Although this book is primarily about LINQ to Objects, it is important to have an understanding of the full scope and goals of all LINQ technologies in order to make better design and coding decisions.

What Is LINQ?

Language Integrated Query, or LINQ for short (pronounced “link”), is a set of Microsoft .NET Framework language enhancements and libraries built by Microsoft to make working with data (for example, a collection of in-memory objects, rows from a database table, or elements in an XML file) simpler and more intuitive. LINQ provides a layer of programming abstraction between .NET languages and an ever-growing number of underlying data sources.

Why is this so inviting to developers? In general, although there are many existing programming interfaces to access and manipulate different sources of data, many of these interfaces use a specific language or syntax of their own. If applications access and manipulate data (as most do), LINQ allows developers to query data using similar C# (or Visual Basic.NET [VB.NET]) language syntax independent of the source of that data. This means that whereas today different languages are used when querying data from different sources (Transact-SQL for Microsoft SQL Server development, XPath or XQuery for XML data, and code nested for/if statements when querying in-memory collections), LINQ allows you to use C# (or VB.Net) in a consistent type-safe and compile-time syntax checked way.

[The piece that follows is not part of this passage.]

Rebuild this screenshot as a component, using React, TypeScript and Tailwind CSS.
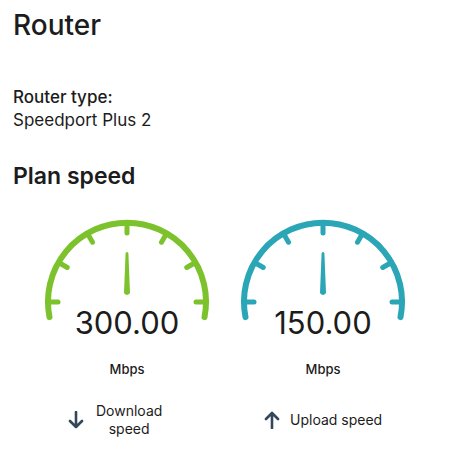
import { FC } from "react";

const Gauge: FC<{ value: string; color: string }> = ({ value, color }) => {
  const cx = 90;
  const cy = 82;
  const r = 79;
  const ticks = [0, 30, 60, 90, 120, 150, 180];
  return (
    <div className="flex flex-col items-center w-[196px]">
      <svg
        width="180"
        height="96"
        viewBox="0 0 180 96"
        className="overflow-visible"
        fill="none"
      >
        <path
          d="M 12.5 97.1 A 79 79 0 1 1 167.5 97.1"
          stroke={color}
          strokeWidth="6"
          strokeLinecap="round"
        />
        {ticks.map((a) => {
          const rad = (a * Math.PI) / 180;
          return (
            <line
              key={a}
              x1={cx + r * Math.cos(rad)}
              y1={cy - r * Math.sin(rad)}
              x2={cx + (r - 10) * Math.cos(rad)}
              y2={cy - (r - 10) * Math.sin(rad)}
              stroke={color}
              strokeWidth="5"
              strokeLinecap="round"
            />
          );
        })}
        <path
          d="M 88.6 33 Q 90 31 91.4 33 L 93 73 Q 90 77 87 73 Z"
          fill={color}
        />
      </svg>
      <div className="text-[31px] leading-[31px] text-[#1c1c1c] mt-[-9px]">
        {value}
      </div>
      <div className="text-[13px] font-medium text-[#1c1c1c] mt-[22px]">
        Mbps
      </div>
    </div>
  );
};

const App: FC = () => {
  return (
    <div
      className="w-[450px] h-[450px] bg-white px-[13px] pt-[8px] text-[#1c1c1c]"
      style={{ fontFamily: "Inter, 'Noto Sans', sans-serif" }}
    >
      <h1 className="text-[28px] font-medium leading-[34px]">Router</h1>
      <div className="mt-[44px] text-[17px] leading-[23px]">
        <div className="font-medium">Router type:</div>
        <div>Speedport Plus 2</div>
      </div>
      <h2 className="mt-[30px] text-[23px] font-semibold leading-[28px]">
        Plan speed
      </h2>
      <div className="flex ml-[16px] mt-[30px]">
        <Gauge value="300.00" color="#7cc22c" />
        <Gauge value="150.00" color="#2aa6b6" />
      </div>
      <div className="flex ml-[16px] mt-[22px] text-[14px] leading-[18px]">
        <div className="w-[196px] flex items-center pl-[39px] gap-[12px]">
          <svg width="16" height="18" viewBox="0 0 16 18" fill="none">
            <path
              d="M8 1 V16 M2 10 L8 16 L14 10"
              stroke="#33475b"
              strokeWidth="2.6"
              strokeLinecap="round"
              strokeLinejoin="round"
            />
          </svg>
          <div className="text-center">
            Download
            <br />
            speed
          </div>
        </div>
        <div className="w-[196px] flex items-center pl-[39px] gap-[10px]">
          <svg width="16" height="18" viewBox="0 0 16 18" fill="none">
            <path
              d="M8 17 V2 M2 8 L8 2 L14 8"
              stroke="#33475b"
              strokeWidth="2.6"
              strokeLinecap="round"
              strokeLinejoin="round"
            />
          </svg>
          <div>Upload speed</div>
        </div>
      </div>
    </div>
  );
};

export default App;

One of Microsoft’s first public whitepapers on the LINQ technology, “LINQ Project Overview”1 authored by Don Box and Anders Hejlsberg, set the scene as to the problem the way they see it and how they planned to solve that problem with LINQ.

After two decades, the industry has reached a stable point in the evolution of object-oriented (OO) programming technologies. Programmers now take for granted features like classes, objects, and methods. In looking at the current and next generation of technologies, it has become apparent that the next big challenge in programming technology is to reduce the complexity of accessing and integrating information that is not natively defined using OO technology. The two most common sources of non-OO information are relational databases and XML.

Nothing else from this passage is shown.